The SURN tag should have a comma between surnames for indexing purposes AND maintain consistency and backward compatibility with GEDCOM v5.5.1

tychonievich commented 2 years ago

This was an intentional change and listed as an ambiguity correction in the 7.0.0 changelog. It was one of several ambiguities that were identified caused not by a poorly-written spec but by prevalent use that did not align with the spec. In particular, we identified many applications that did not respect the comma and some researchers who incorrectly typed commas as a substitute for letters or diacritics they did not know how to type properly leading to enough 5.5.1-invalid data in the wild that some careful application developers were choosing to violate the 5.5.1 spec to conform to common practice instead.

In version 7.0, the mechanism provided to indicate that there are several name parts with the same type is using multiple substructures of that type, as

1 NAME Juan /Hernandez Martinez/
2 GIVN Juan
2 SURN Hernandez
2 SURN Martinez

A spec-conforming 5.5.1 / 7.0 converter could switch between comma-separated payloads in 5.5.1 and multiple structures in 7.0, though again as noted above a file claiming to be 5.5.1 may have violated the 5.5.1 spec in this regard.

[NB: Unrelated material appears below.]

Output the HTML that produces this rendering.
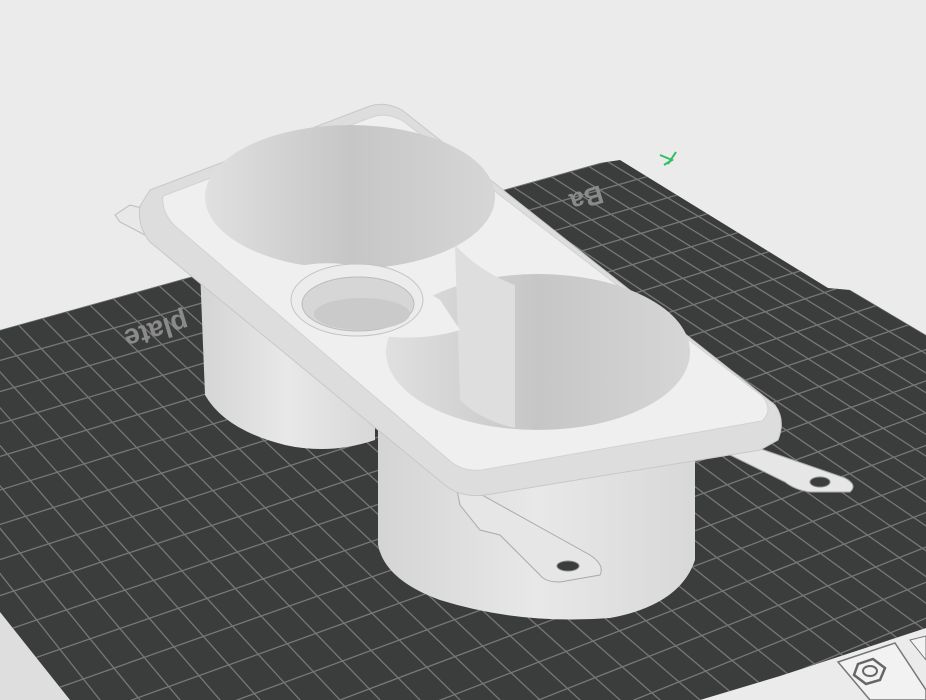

dthaler commented 2 years ago

Discussion12 JUL 2022: Add entry to the migration FAQ on gedcom.io with this answer

Norwegian-Sardines commented 2 years ago

~~As of GEDCOM v7.0.8 the specification does not provide for multiple SURN tags specifically stating {0:1} for this tag.

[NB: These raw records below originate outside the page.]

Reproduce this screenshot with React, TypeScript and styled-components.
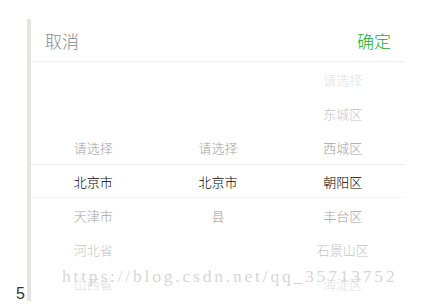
import React from 'react';
import styled, { createGlobalStyle } from 'styled-components';

const GlobalStyle = createGlobalStyle`
  html, body {
    margin: 0;
    padding: 0;
    background: #fff;
  }
  body {
    font-family: "Noto Sans CJK SC", "Noto Sans", sans-serif;
  }
`;

const Page = styled.div`
  position: relative;
  width: 438px;
  height: 308px;
  display: flex;
  align-items: flex-start;
  padding-top: 19px;
  box-sizing: border-box;
  overflow: hidden;
`;

const Gutter = styled.div`
  width: 27px;
  height: 282px;
  display: flex;
  align-items: flex-end;
  justify-content: flex-end;
  box-sizing: border-box;
  padding-right: 2px;
`;

const LineNo = styled.span`
  font-family: "Liberation Sans", Arial, sans-serif;
  font-size: 16px;
  line-height: 16px;
  color: #333;
  margin-bottom: -1px;
`;

const Frame = styled.div`
  border-left: 4px solid #e6e4df;
  width: 374px;
  height: 282px;
  overflow: hidden;
`;

const Header = styled.div`
  height: 43px;
  display: flex;
  align-items: center;
  justify-content: space-between;
  padding: 0 14px;
  border-bottom: 1px solid #f0f0f0;
  box-sizing: border-box;
`;

const HeaderButton = styled.span<{ $primary?: boolean }>`
  font-size: 17px;
  font-weight: 300;
  color: ${p => (p.$primary ? '#1aad19' : '#888')};
`;

const Wheel = styled.div`
  position: relative;
  display: grid;
  grid-template-columns: repeat(3, 1fr);
  height: 238px;
`;

const Highlight = styled.div`
  position: absolute;
  left: 0;
  right: 0;
  top: 102px;
  height: 34px;
  border-top: 1px solid #ececec;
  border-bottom: 1px solid #f2f2f2;
  box-sizing: border-box;
  pointer-events: none;
`;

const Column = styled.div`
  display: flex;
  flex-direction: column;
`;

const Item = styled.div<{ $dist: number }>`
  height: 34px;
  display: flex;
  align-items: center;
  justify-content: center;
  font-size: 13px;
  font-weight: 300;
  color: ${p =>
    p.$dist === 0 ? '#000' : p.$dist === 1 ? '#a3a3a3' : p.$dist === 2 ? '#c4c4c4' : '#dedede'};
`;

const Watermark = styled.div`
  position: absolute;
  left: 62px;
  top: 266px;
  font-family: "Liberation Serif", "DejaVu Serif", serif;
  font-size: 17.5px;
  letter-spacing: 2.8px;
  color: rgba(195, 195, 195, 0.7);
  white-space: nowrap;
  pointer-events: none;
`;

const SELECTED = 3;

const columns: (string | null)[][] = [
  [null, null, '请选择', '北京市', '天津市', '河北省', '山西省'],
  [null, null, '请选择', '北京市', '县', null, null],
  ['请选择', '东城区', '西城区', '朝阳区', '丰台区', '石景山区', '海淀区'],
];

export default function App() {
  return (
    <>
      <GlobalStyle />
      <Page>
        <Gutter>
          <LineNo>5</LineNo>
        </Gutter>
        <Frame>
          <Header>
            <HeaderButton>取消</HeaderButton>
            <HeaderButton $primary>确定</HeaderButton>
          </Header>
          <Wheel>
            <Highlight />
            {columns.map((col, ci) => (
              <Column key={ci}>
                {col.map((label, ri) => (
                  <Item key={ri} $dist={Math.abs(ri - SELECTED)}>
                    {label}
                  </Item>
                ))}
              </Column>
            ))}
          </Wheel>
        </Frame>
        <Watermark>https://blog.csdn.net/qq_35713752</Watermark>
      </Page>
    </>
  );
}
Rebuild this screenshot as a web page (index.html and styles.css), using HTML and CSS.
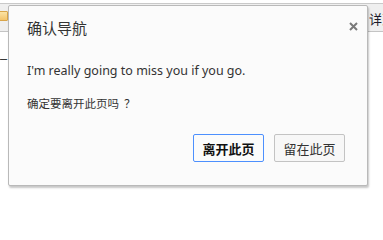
FILE: index.html
```html
<!DOCTYPE html>
<html lang="zh">
<head>
<meta charset="utf-8">
<link rel="stylesheet" href="styles.css">
</head>
<body>
<div class="page">
  <div class="toolbar">
    <div class="folder"></div>
    <div class="spacer"></div>
    <div class="tool-text">详到</div>
  </div>
  <div class="content">_ t</div>

  <div class="dialog">
    <div class="dialog-head">
      <div class="title">确认导航</div>
      <div class="close">
        <svg width="9" height="9" viewBox="0 0 9 9"><path d="M1 1 L8 8 M8 1 L1 8" stroke="#7a7a7a" stroke-width="2"/></svg>
      </div>
    </div>
    <div class="message">I'm really going to miss you if you go.</div>
    <div class="question">确定要离开此页吗<span class="fw">？</span></div>
    <div class="actions">
      <button class="btn btn-primary">离开此页</button>
      <button class="btn">留在此页</button>
    </div>
  </div>
</div>
</body>
</html>
```

FILE: styles.css
```css
html, body {
  margin: 0;
  padding: 0;
  background: #ffffff;
}
.page {
  position: relative;
  width: 383px;
  height: 201px;
  overflow: hidden;
  font-family: "Noto Sans", "Noto Sans CJK SC", sans-serif;
}
.toolbar {
  margin-top: 3px;
  height: 27px;
  border-top: 1px solid #c9c9c9;
  border-bottom: 1px solid #c4c4c4;
  background: #efefef;
  display: flex;
  align-items: flex-start;
}
.folder {
  margin-top: 7px;
  margin-left: -6px;
  width: 12px;
  height: 8px;
  border: 1px solid #d9a54a;
  border-radius: 1px;
  background: linear-gradient(#fbe3a5, #f3c46b);
}
.spacer {
  flex: 1;
}
.tool-text {
  margin-top: 7px;
  margin-right: -12px;
  font-family: "Noto Sans CJK SC", sans-serif;
  font-size: 13px;
  line-height: 15px;
  color: #1a1a2a;
  white-space: nowrap;
}
.content {
  padding: 14px 0 0 0;
  font-family: "Liberation Serif", serif;
  font-size: 14px;
  color: #000;
}
.dialog {
  position: absolute;
  left: 8px;
  top: 5px;
  width: 360px;
  box-sizing: border-box;
  padding: 12px 22px 23px 18px;
  background: #fbfbfb;
  border: 1px solid #b9b9b9;
  border-radius: 2px;
  box-shadow: 1px 2px 2px rgba(0, 0, 0, 0.22);
}
.dialog-head {
  display: flex;
  justify-content: space-between;
  align-items: flex-start;
}
.title {
  font-family: "Noto Sans CJK SC", sans-serif;
  font-size: 15px;
  line-height: 20px;
  color: #333;
}
.close {
  margin-top: 4px;
  margin-right: -13px;
  line-height: 0;
}
.message {
  margin-top: 24px;
  font-size: 12.5px;
  line-height: 18px;
  color: #333;
}
.question {
  margin-top: 15px;
  font-family: "Noto Sans CJK SC", sans-serif;
  font-size: 11.5px;
  line-height: 16px;
  color: #333;
}
.fw {
  padding-left: 5px;
}
.actions {
  margin-top: 23px;
  display: flex;
  justify-content: flex-end;
  gap: 10px;
}
.btn {
  width: 71px;
  height: 28px;
  padding: 0;
  box-sizing: border-box;
  border: 1px solid #c3c3c3;
  border-radius: 2px;
  background: #f7f7f7;
  font-family: "Noto Sans CJK SC", sans-serif;
  font-size: 13px;
  color: #333;
}
.btn-primary {
  border-color: #4d90fe;
  background: #fbfbfb;
  color: #111;
  font-weight: bold;
}
```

Therefore the above solution and proposed changes to the converter would not generate valid v7.0 GEDCOM. Without a comma separated list of specific surnames, GEDCOM v7.0 currently provides no way for indicating a difference between individuals with two or more family surnames vs an individual with a single multipart family surname.~~

Sorry, GEDCOM v7.0.9 puts back the {0:M} notation for the SURN tag.

albertemmerich commented 2 years ago

We have a new ambiguity in GEDCOM 7.0 as we allow space separated payload in the NAME_PIECES, too. The example above may be exported in the way it was exported in 5.5.1 by most applications without modification:


1 NAME Juan /Hernandez Martinez/
2 GIVN Juan
2 SURN Hernandez Martinez
`
Norwegian-Sardines commented 2 years ago

The primary issue not totally resolved with this "fix" is that GEDCOM does not differentiate between surname customs where 1) two or more family surnames are used to identify an individual, and 2) where an individual has a two part (but singular) surname. Not all individuals follow the custom to combine two names in to a surname by placing a dash/hyphen between the two parts.

A singular surname of "Johnson-Allen" may be customary in one region, where "Johnson Allen" may be a surname customary in another region but they are not considered a multiple surname custom such as Hernandez Martinez.

My take would be that GEDCOM should do the following:

Single Surname Custom: 1 NAME John /Johnson-Allen/ 2 GIVN John 2 SURN Johnson-Allen

-or-

1 NAME John /Johnson Allen/ 2 GIVN John 2 SURN Johnson Allen

Multiple Surname Custom: 1 NAME Juan /Hernandez/ /Martinez/ 2 GIVN Juan 2 SURN Hernandez 2 SURN Martinez

I realize that the double sets of "/" was shot down earlier but is valuable in these situations. It is very important for genealogy software that manages statistical information and large numbers of family groups to identify the family group each individual participates. For example the Hernandez family (or the Martinez family) would want to know the number of members in that family group. If the SURN tags were not separated, statistics would be lost and inaccurate for one or both of the family groups.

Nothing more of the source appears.